The administrator defines what backends to use for user and data storage. You can choose between several backends, e.g. a Mercurial backend (which was another GSoC task) or a filesystem backend (still useful if you don’t have a database). It is not difficult to write a new backend since all you need to do is implement a single class (The new API was designed for that). There are some other (still unfinished) backends that can be used as middleware, e.g. a backend that wraps other backends and stores items in the correct backend depending on the name of the item. There is also a converter script that takes a source and a target backend and transfers all the data from the source to the target backend.

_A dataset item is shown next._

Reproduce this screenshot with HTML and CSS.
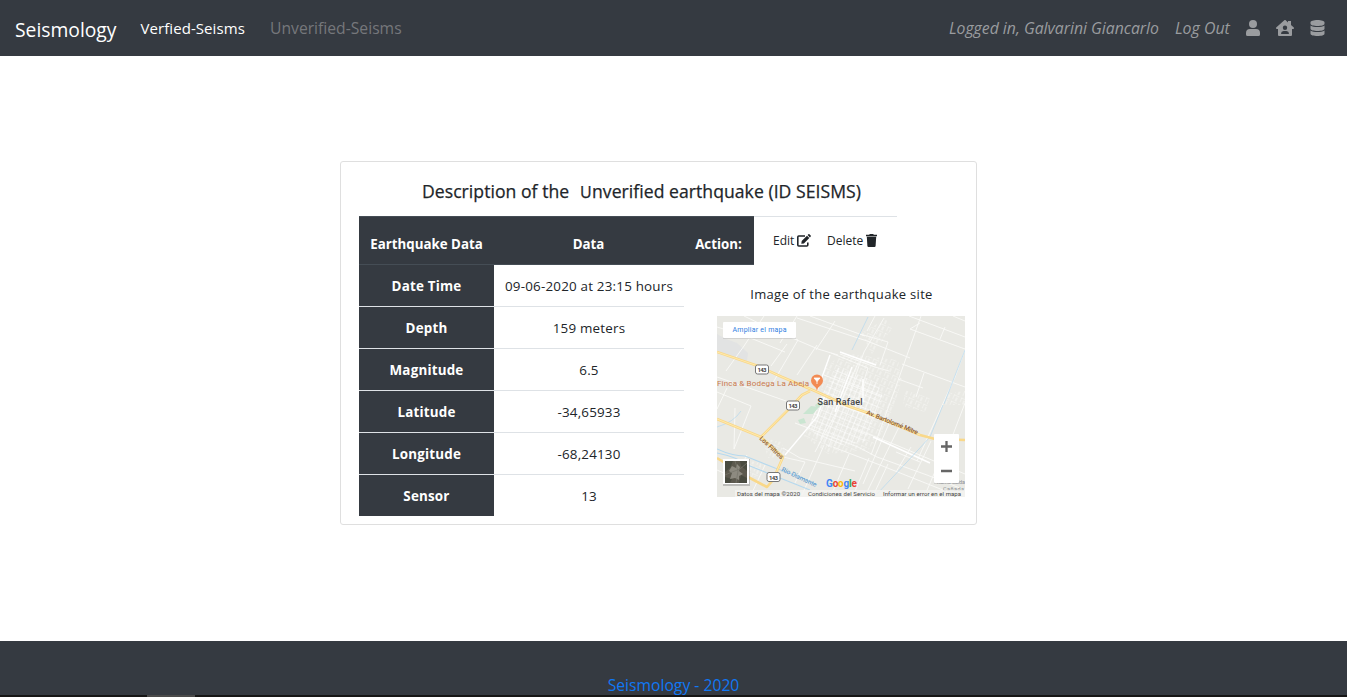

This is especially useful in combination with the read-only FS17 backend. As the name indicates, this backend supports reading data from your “old” MoinMoin 1.7 installations. This allows you to migrate to the new storage system and swap backends easily afterwards in case your requirements change. The sheer amount of backends I just mentioned should be proof enough that it is not hard to write a new backend, especially since there are even more backends in existence. As a side note: These changes make it possible to come up with a SQL or even a SQLAlchemy backend. (The benefit of the latter is to be database-agnostic.)

Note, however, that this will not make it into MoinMoin 1.8. There is still work that needs to be done. If you want to help or even contribute a backend, join #moin-dev on Freenode and we will help you get started.

It was fun to participate. The other developers were friendly and welcoming, which is essential in an Open Source environment. So thanks Thomas, Alexander, Reimar, Radomir and Armin! I especially need to thank Johannes for being a fantastic mentor (no objections)! I learned a lot from all of you. So thanks a bunch for allowing me to work on your project and thanks Google for driving the Summer of Code!

1 comment Sep 7, 2008 5:44:00 PM Coding, MoinMoin, Python

Comment by ThomasWaldmann — Sep 7, 2008 7:31:00 PM | #- re

Hi Christopher,

thanks for your great work in SOC 2008!

I just wanted to add some details to your post above (otherwise some people might misinterpret it):

  • The filesystem storage scales as well as the filesystem you use for it scales.

Modern filesystems use directory indexes, btrees, etc. to make handling large amount of files fast. One can see a filesystem as a database that is highly optimized for simple name -> data lookups (and that is the most frequent operation a wiki does). Thus, having many thousands or ten thousands of pages is not really a problem.

  • A SQL database backend is not necessarily faster or better for everybody.

It adds processing overhead and latencies. You need to have a SQL server and administer it. It can be a plus if you do complex queries or if you run a SQL DBS anyways, of course.

  • There is no (SQL) database backend yet - thus, yes, the filesystem backend is still useful. :)

I am very curious what backends we’ll see in the next months. Python Developers, we need you!

Cheers,

Thomas